Latest Sonos Infringement Suit Against Google Cites 5 More Patents

In addition to a pending lawsuit filed in January, Sonos alleges Google infringes upon five patents involving cloud service streaming, ‘zone scenes’ and equalization.


While a previous patent infringement lawsuit remains pending, wireless audio pioneer Sonos has filed another lawsuit against Google alleging infringement on additional U.S. patents.

Back in January 2020, Sonos filed suit in U.S. District Court for the Central District of California, alleging the search engine behemoth/smart home provider infringed upon five of the company’s 750+ patents granted since its founding in 2002.

Now Sonos is citing five other U.S. patents it alleges Google has also infringed upon – nos. 9,219,460; 9,344,206; 9,967,615; 10,469,966; and 10,779,033 – according to a lawsuit against Google filed Sept. 29 in the U.S. District Court for the Western District of Texas – Waco Division (read the full 87-page filing on scribd).

In the January lawsuit, Sonos cited patent nos. 8,588,949; 9,195,258; 9,129,959; 10,209,953; and 10,439,896, which addressed “fundamental aspects” of wireless whole-home audio system products such as setting up a playback device on a wireless LAN; managing and controlling groups of playback devices; and syncing playback within groups of devices.

In the latest lawsuit, Sonos notes the January 2020 complaint asked the U.S. International Trade Commission (ITC) “to institute an investigation into Google’s unlawful importation into and sale in the United States of infringing products,” which include Google Audio Players (such as various Chromecast, Home and Nest products) plus infringing hardware controllers (phones, tablets, laptops) and apps.

Latest Suit Covers Cloud-Based Streaming, ‘Zone Scenes’ & Room EQ

The ITC investigation has been pending, but “Google has continued to increase its infringement,” according to Sonos in the Sept. 29 filing. Sonos points to press reports of new Google products that expand upon incorporation of those aspects cited in the January suit.

“In the face of Google’s unrelenting infringement, Sonos has no choice but to bring this suit,” the Sept. 29 complaint states. “In this action, Sonos asserts patents that are not at issue in the ITC or the related district court action. Sonos is also accusing Google’s Wireless Audio System of infringing different patented features than are at issue in either of those actions.”

Toward that end, among the innovations Sonos points to in the patents Google allegedly infringed upon in its latest suit are key aspects related to: streaming music from a cloud-based service to a media playback system; creating, managing and invoking “zone scenes” to configure how multiple audio players work together; and dynamically adjusting the equalization of a playback device based on its environment.

Regarding streaming from cloud-based service via a smartphone to an audio playback system, for instance, “Sonos was well ahead of the field when it began to develop these inventions in 2011,” the company states.

“At a time years before Google released its first Chromecast product, Sonos envisioned a novel experience of continuous and intuitive control of a user’s entire streaming listening experience, across multiple networked devices, including smart phones and/or smart speakers. … This paradigm is now fundamental across the entire streaming industry as user expectations of continuous listening experiences have continued to converge with Sonos’s vision.”
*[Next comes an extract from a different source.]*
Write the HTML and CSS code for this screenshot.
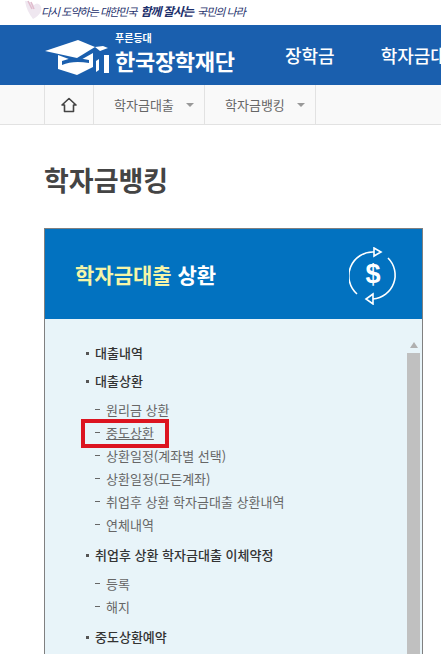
FILE: index.html
```html
<!DOCTYPE html>
<html lang="ko">

<head>
    <meta charset="UTF-8">
    <meta name="viewport" content="width=device-width, initial-scale=1.0">
    <title>학자금뱅킹</title>
    <link rel="stylesheet" href="styles.css">
</head>

<body>
    <div class="slogan">
        <svg class="slogan-mark" width="20" height="20" viewBox="0 0 20 20">
            <path d="M1 1 C5 1 8 3 10 5 C12 3 14 3 16 5 C20 10 15 16 9 19 C5 14 2 8 1 1Z" fill="#efe7f0" />
            <path d="M4 1 L8 9 M7 2 L10 9" stroke="#e0bccd" stroke-width="1.5" fill="none" />
        </svg>
        <p class="slogan-text">다시 도약하는 대한민국 <b>함께 잘사는</b> 국민의 나라</p>
    </div>

    <header class="top">
        <a class="logo">
            <svg class="logo-mark" width="66" height="38" viewBox="0 0 66 38">
                <path d="M0 12 L33 1 L50 8 L32 19 Z" fill="#fff" />
                <path d="M13 16 L32 23 L48 14 L48 28 L32 36 L13 30 Z" fill="#fff" />
                <path d="M17 22 Q28 17 44 21 L44 24 Q28 21 17 26 Z" fill="#1a5fae" />
                <path d="M50 8 L58 7 L63 9 L55 12 Z" fill="#fff" />
                <path d="M51 22 L54 20 L54 31 L51 33 Z" fill="#fff" />
                <rect x="59" y="16" width="5" height="18" fill="#fff" />
            </svg>
            <span class="logo-text">
                <small>푸른등대</small>
                <strong>한국장학재단</strong>
            </span>
        </a>
        <nav class="top-nav">
            <a>장학금</a>
            <a>학자금대출</a>
        </nav>
    </header>

    <div class="crumbs">
        <div class="crumb-row">
            <a class="crumb crumb-home">
                <svg width="16" height="16" viewBox="0 0 16 16">
                    <path d="M1 8 L8 1.5 L15 8 H12.5 V14.5 H3.5 V8 Z" fill="none" stroke="#444" stroke-width="1.6" stroke-linejoin="round" />
                </svg>
            </a>
            <a class="crumb">학자금대출<i class="caret"></i></a>
            <a class="crumb">학자금뱅킹<i class="caret"></i></a>
        </div>
    </div>

    <main class="page">
        <h1 class="page-title">학자금뱅킹</h1>

        <section class="box">
            <div class="box-head">
                <h2><em>학자금대출</em> 상환</h2>
                <svg class="box-icon" width="50" height="58" viewBox="0 0 50 58">
                    <g fill="none" stroke="#fff" stroke-width="1.6">
                        <path d="M25 5 A24 24 0 0 0 8 47" />
                        <path d="M39 11 A24 24 0 0 1 24 52" />
                        <path d="M25 1 L32 5 L25 9 Z" />
                        <path d="M24 47 L17 52 L24 57 Z" />
                    </g>
                    <text class="box-icon-sign" x="24" y="36" text-anchor="middle">$</text>
                </svg>
            </div>
            <div class="box-body">
                <ul class="menu">
                    <li class="menu-item">대출내역</li>
                    <li class="menu-item">대출상환
                        <ul class="sub">
                            <li>원리금 상환</li>
                            <li class="is-marked"><u>중도상환</u></li>
                            <li>상환일정(계좌별 선택)</li>
                            <li>상환일정(모든계좌)</li>
                            <li>취업후 상환 학자금대출 상환내역</li>
                            <li>연체내역</li>
                        </ul>
                    </li>
                    <li class="menu-item">취업후 상환 학자금대출 이체약정
                        <ul class="sub">
                            <li>등록</li>
                            <li>해지</li>
                        </ul>
                    </li>
                    <li class="menu-item">중도상환예약</li>
                </ul>
                <div class="scrollbar">
                    <span class="scroll-up"></span>
                    <span class="scroll-thumb"></span>
                </div>
            </div>
        </section>
    </main>
</body>

</html>
```

FILE: styles.css
```css
*,
*::before,
*::after {
    margin: 0;
    padding: 0;
    box-sizing: border-box;
}

body {
    width: 441px;
    height: 654px;
    overflow: hidden;
    background-color: #fff;
    font-family: "Noto Sans CJK KR", "Noto Sans", sans-serif;
}

ul {
    list-style: none;
}

.slogan {
    display: flex;
    align-items: center;
    height: 25px;
    padding: 0 0 5px 24px;
}

.slogan-mark {
    margin-right: -3px;
}

.slogan-text {
    color: #1c2f6b;
    font-size: 11px;
    font-style: italic;
    letter-spacing: -1px;
    white-space: nowrap;
}

.slogan-text b {
    margin: 0 2px;
    font-size: 12px;
}

.top {
    display: flex;
    align-items: center;
    height: 60px;
    padding-left: 45px;
    overflow: hidden;
    background-color: #1a5fae;
    white-space: nowrap;
}

.logo {
    display: flex;
    flex: none;
    align-items: center;
    width: 240px;
    color: #fff;
}

.logo-mark {
    margin-top: 5px;
    margin-right: 4px;
}

.logo-text {
    display: flex;
    flex-direction: column;
    margin-top: -6px;
}

.logo-text small {
    margin-bottom: 4px;
    font-size: 10px;
    font-weight: 700;
    line-height: 12px;
}

.logo-text strong {
    font-size: 22px;
    font-weight: 700;
    letter-spacing: -0.3px;
    line-height: 24px;
}

.top-nav {
    display: flex;
    gap: 46px;
    color: #fff;
    font-size: 18px;
    font-weight: 500;
}

.crumbs {
    height: 40px;
    padding-left: 44px;
    background-color: #f9f9f9;
    border-bottom: 1px solid #e2e2e2;
}

.crumb-row {
    display: flex;
    height: 39px;
    border-left: 1px solid #e2e2e2;
}

.crumb {
    display: flex;
    align-items: center;
    width: 111px;
    padding-left: 20px;
    border-right: 1px solid #e2e2e2;
    color: #666;
    font-size: 13px;
}

.crumb-home {
    justify-content: center;
    width: 49px;
    padding-left: 0;
}

.caret {
    margin-left: 12px;
    border-top: 4px solid #999;
    border-left: 4px solid transparent;
    border-right: 4px solid transparent;
}

.page {
    padding: 36px 18px 0 44px;
}

.page-title {
    height: 67px;
    color: #444;
    font-size: 27px;
    font-weight: 700;
    line-height: 38px;
}

.box {
    border: 1px solid #808080;
    border-bottom: 0;
}

.box-head {
    display: flex;
    justify-content: space-between;
    align-items: center;
    height: 90px;
    padding: 0 23px 0 30px;
    background-color: #0272c0;
}

.box-head h2 {
    color: #fff;
    font-size: 21px;
    font-weight: 700;
}

.box-head em {
    color: #f5f5a8;
    font-style: normal;
}

.box-icon {
    margin-top: 4px;
}

.box-icon-sign {
    fill: #fff;
    font-family: "Liberation Sans", sans-serif;
    font-size: 27px;
    font-weight: 700;
}

.box-body {
    display: flex;
    justify-content: space-between;
    height: 340px;
    padding: 25px 2px 0 41px;
    background-color: #e8f4f9;
}

.menu-item {
    position: relative;
    margin-bottom: 10px;
    padding-left: 9px;
    color: #333;
    font-size: 13px;
    font-weight: 500;
    line-height: 18px;
}

.menu-item::before {
    content: "";
    position: absolute;
    top: 8px;
    left: 0;
    width: 3px;
    height: 3px;
    background-color: #555;
}

.sub {
    margin-top: 8px;
    margin-bottom: 7px;
    color: #666;
    font-weight: 400;
}

.sub li {
    position: relative;
    height: 23px;
    padding-left: 11px;
    line-height: 23px;
    white-space: nowrap;
}

.sub li::before {
    content: "";
    position: absolute;
    top: 11px;
    left: 0;
    width: 5px;
    height: 1px;
    background-color: #666;
}

.sub .is-marked::after {
    content: "";
    position: absolute;
    top: -2px;
    left: -14px;
    width: 88px;
    height: 29px;
    border: 4px solid #dc1420;
}

.scrollbar {
    display: flex;
    flex-direction: column;
    align-items: center;
    flex: none;
    width: 13px;
    margin-top: -8px;
}

.scroll-up {
    flex: none;
    margin: 6px 0 5px;
    border-bottom: 6px solid #b0b0b0;
    border-left: 4px solid transparent;
    border-right: 4px solid transparent;
}

.scroll-thumb {
    flex: 1;
    width: 13px;
    background-color: #c0c0c0;
}
```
Google Market Dominance, Discount Offers Detrimental to Sonos

Moreover, the lawsuit continues, the combination of Google’s ability as a dominant search engine provider and advertiser as well as consumer data collector enables it to drive users to toward buying more streaming subscriptions (of its own Google Play Music and YouTube Music, for example) and retail purchases through its audio systems, according to Sonos.

That, combined with the ability to offer consumers products at discount pricing as a “loss leader” has helped Google continue to generate billions of dollars, and at the expense of Sonos.

“Google’s infringement – and its strategy to sell its infringing products at a loss to develop alternative revenue streams – has caused significant damage to Sonos,” the company alleges.

“For example, the Google Home Mini predatorily implemented Sonos’s valuable patented technology into an all-in-one wireless multi-room product that Google sells at a highly subsidized price point or even gives away for free,” Sonos notes, citing a Spotify Premium promotion that included the Google smart speaker.